Available data –
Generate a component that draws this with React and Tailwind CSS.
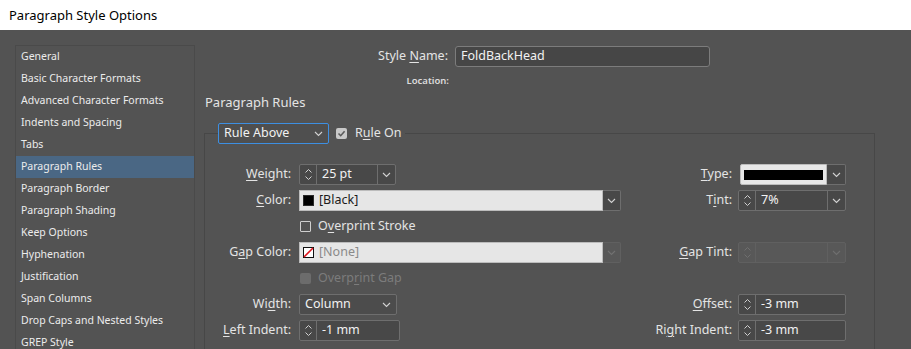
import React from 'react';

const sections = [
  'General',
  'Basic Character Formats',
  'Advanced Character Formats',
  'Indents and Spacing',
  'Tabs',
  'Paragraph Rules',
  'Paragraph Border',
  'Paragraph Shading',
  'Keep Options',
  'Hyphenation',
  'Justification',
  'Span Columns',
  'Drop Caps and Nested Styles',
  'GREP Style',
];

function Chevron({ color = '#d2d2d2' }) {
  return (
    <svg width="9" height="6" viewBox="0 0 9 6">
      <path d="M1 1l3.5 3.5L8 1" fill="none" stroke={color} strokeWidth="1.1" />
    </svg>
  );
}

function UpDown({ color = '#cfcfcf' }) {
  return (
    <svg width="9" height="15" viewBox="0 0 9 15">
      <path d="M1.5 5.5L4.5 2.5L7.5 5.5M1.5 9.5L4.5 12.5L7.5 9.5" fill="none" stroke={color} strokeWidth="1" />
    </svg>
  );
}

// label text with one mnemonic letter underlined
function Lbl({ text, u }) {
  return (
    <span>
      {text.slice(0, u)}
      <span className="underline underline-offset-2">{text[u]}</span>
      {text.slice(u + 1)}
    </span>
  );
}

function Spinner({ value, w, drop, disabled }) {
  const line = disabled ? 'border-[#606060]' : 'border-[#6e6e6e]';
  return (
    <div className={`flex h-[21px] ${w} rounded-[2px] border ${line} ${disabled ? 'bg-[#585858]' : 'bg-[#484848]'}`}>
      <div className={`flex w-[17px] items-center justify-center border-r ${line}`}>
        <UpDown color={disabled ? '#6f6f6f' : '#cfcfcf'} />
      </div>
      <div className="flex flex-1 items-center pl-[5px] text-[#f2f2f2]">{value}</div>
      {drop && (
        <div className={`flex w-[18px] items-center justify-center border-l ${line}`}>
          <Chevron color={disabled ? '#6f6f6f' : '#d2d2d2'} />
        </div>
      )}
    </div>
  );
}

function SwatchSelect({ swatch, text, disabled }) {
  return (
    <div className="flex h-[21px] w-[322px]">
      <div className={`flex flex-1 items-center gap-[5px] border border-[#bcbcbc] bg-[#e6e6e6] pl-[3px] ${disabled ? 'text-[#8a8a8a]' : 'text-[#1c1c1c]'}`}>
        {swatch}
        {text}
      </div>
      <div className={`flex w-[18px] items-center justify-center rounded-r-[2px] border border-l-0 ${disabled ? 'border-[#606060] bg-[#585858]' : 'border-[#6e6e6e] bg-[#484848]'}`}>
        <Chevron color={disabled ? '#727272' : '#d2d2d2'} />
      </div>
    </div>
  );
}

function Row({ left, label, u, right, rlabel, ru }) {
  return (
    <div className="flex h-[21px] items-center justify-between">
      <div className="flex items-center">
        <div className="w-[73px] text-right">{label && <Lbl text={label} u={u} />}</div>
        <div className="ml-[8px]">{left}</div>
      </div>
      {rlabel && (
        <div className="flex items-center">
          <div className="w-[84px] text-right"><Lbl text={rlabel} u={ru} /></div>
          <div className="ml-[6px] flex w-[108px] justify-end">{right}</div>
        </div>
      )}
    </div>
  );
}

function Check({ checked, disabled }) {
  if (disabled) return <span className="block h-[11px] w-[11px] rounded-[2px] bg-[#6c6c6c]" />;
  if (checked)
    return (
      <span className="flex h-[11px] w-[11px] items-center justify-center rounded-[2px] bg-[#c8c8c8]">
        <svg width="9" height="9" viewBox="0 0 9 9">
          <path d="M1.5 4.5L3.7 6.7L7.6 2.2" fill="none" stroke="#5a5a5a" strokeWidth="1.6" />
        </svg>
      </span>
    );
  return <span className="block h-[11px] w-[11px] rounded-[1px] border border-[#cfcfcf]" />;
}

export default function App() {
  return (
    <div className="h-[349px] w-[911px] overflow-hidden font-['Noto_Sans',sans-serif] text-[12.5px]">
      <div className="flex h-[30px] items-center bg-white pl-[9px] pt-[2px] text-[13px] text-black">Paragraph Style Options</div>
      <div className="flex h-[319px] overflow-hidden bg-[#535353] pl-[15px] pt-[15px] text-[#e4e4e4]">
        <div className="h-[360px] w-[180px] shrink-0 border border-[#4a4a4a] text-[10.5px] text-[#ececec]">
          {sections.map((s) => (
            <div
              key={s}
              className={`flex h-[22px] items-center pl-[5px] ${s === 'Paragraph Rules' ? 'bg-[#4a6784]' : ''}`}
            >
              {s}
            </div>
          ))}
        </div>

        <div className="flex-1 pl-[9px]">
          <div className="mt-[1px] flex items-center">
            <div className="w-[244px] text-right">
              <Lbl text="Style Name:" u={6} />
            </div>
            <div className="ml-[7px] flex h-[21px] w-[255px] items-center rounded-[3px] border border-[#7c7c7c] bg-[#464646] pl-[5px] text-[#f2f2f2]">
              FoldBackHead
            </div>
          </div>
          <div className="mt-[4px] flex h-[20px] items-center">
            <div className="w-[245px] text-right text-[9.5px] font-semibold text-[#dcdcdc]">Location:</div>
          </div>
          <div className="mt-[2px] flex h-[20px] items-center pl-[1px] text-[13px]">Paragraph Rules</div>

          <fieldset className="mt-[10px] h-[260px] w-[671px] border border-[#474747] pl-[13px] pr-[28px] pt-[20px]">
            <legend className="pr-[3px]">
              <div className="flex items-center">
                <div className="flex h-[21px] w-[111px] items-center justify-between rounded-[2px] border border-[#3d8fe2] bg-[#4f4f4f] pl-[5px] pr-[5px] text-[#f2f2f2]">
                  Rule Above
                  <Chevron />
                </div>
                <div className="ml-[7px]">
                  <Check checked />
                </div>
                <div className="ml-[8px]">
                  <Lbl text="Rule On" u={1} />
                </div>
              </div>
            </legend>

            <div className="flex flex-col gap-[5px]">
              <Row
                label="Weight:"
                u={0}
                left={<Spinner value="25 pt" w="w-[97px]" drop />}
                rlabel="Type:"
                ru={0}
                right={
                  <div className="flex h-[21px] w-[106px]">
                    <div className="flex flex-1 items-center rounded-l-[2px] border border-[#bcbcbc] bg-[#e8e8e8] px-[3px]">
                      <div className="h-[10px] w-full bg-black" />
                    </div>
                    <div className="flex w-[19px] items-center justify-center rounded-r-[2px] border border-l-0 border-[#6e6e6e] bg-[#484848]">
                      <Chevron />
                    </div>
                  </div>
                }
              />
              <Row
                label="Color:"
                u={0}
                left={
                  <SwatchSelect
                    text="[Black]"
                    swatch={<span className="block h-[11px] w-[11px] border border-[#2a2a2a] bg-black" />}
                  />
                }
                rlabel="Tint:"
                ru={1}
                right={<Spinner value="7%" w="w-[108px]" drop />}
              />
              <Row
                left={
                  <div className="flex items-center pl-[1px]">
                    <Check />
                    <span className="ml-[7px]">
                      <Lbl text="Overprint Stroke" u={1} />
                    </span>
                  </div>
                }
              />
              <Row
                label="Gap Color:"
                u={1}
                left={
                  <SwatchSelect
                    disabled
                    text="[None]"
                    swatch={
                      <svg width="11" height="11" viewBox="0 0 11 11" className="block">
                        <rect x="0.5" y="0.5" width="10" height="10" fill="#fff" stroke="#111" />
                        <path d="M1 10L10 1" stroke="#e0141e" strokeWidth="1.6" />
                      </svg>
                    }
                  />
                }
                rlabel="Gap Tint:"
                ru={0}
                right={<Spinner value="" w="w-[108px]" drop disabled />}
              />
              <Row
                left={
                  <div className="flex items-center pl-[1px] text-[#7c7c7c]">
                    <Check disabled />
                    <span className="ml-[7px]">
                      <Lbl text="Overprint Gap" u={5} />
                    </span>
                  </div>
                }
              />
              <Row
                label="Width:"
                u={2}
                left={
                  <div className="flex h-[21px] w-[98px] items-center justify-between rounded-[2px] border border-[#6e6e6e] bg-[#4c4c4c] pl-[5px] pr-[5px] text-[#f2f2f2]">
                    Column
                    <Chevron />
                  </div>
                }
                rlabel="Offset:"
                ru={0}
                right={<Spinner value="-3 mm" w="w-[108px]" />}
              />
              <Row
                label="Left Indent:"
                u={0}
                left={<Spinner value="-1 mm" w="w-[101px]" />}
                rlabel="Right Indent:"
                ru={2}
                right={<Spinner value="-3 mm" w="w-[108px]" />}
              />
            </div>
          </fieldset>
        </div>
      </div>
    </div>
  );
}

What this task involves – Every line above that contains the word "with" should be reported.

Reply to the task –
Generate a component that draws this with React and Tailwind CSS.
// label text with one mnemonic letter underlined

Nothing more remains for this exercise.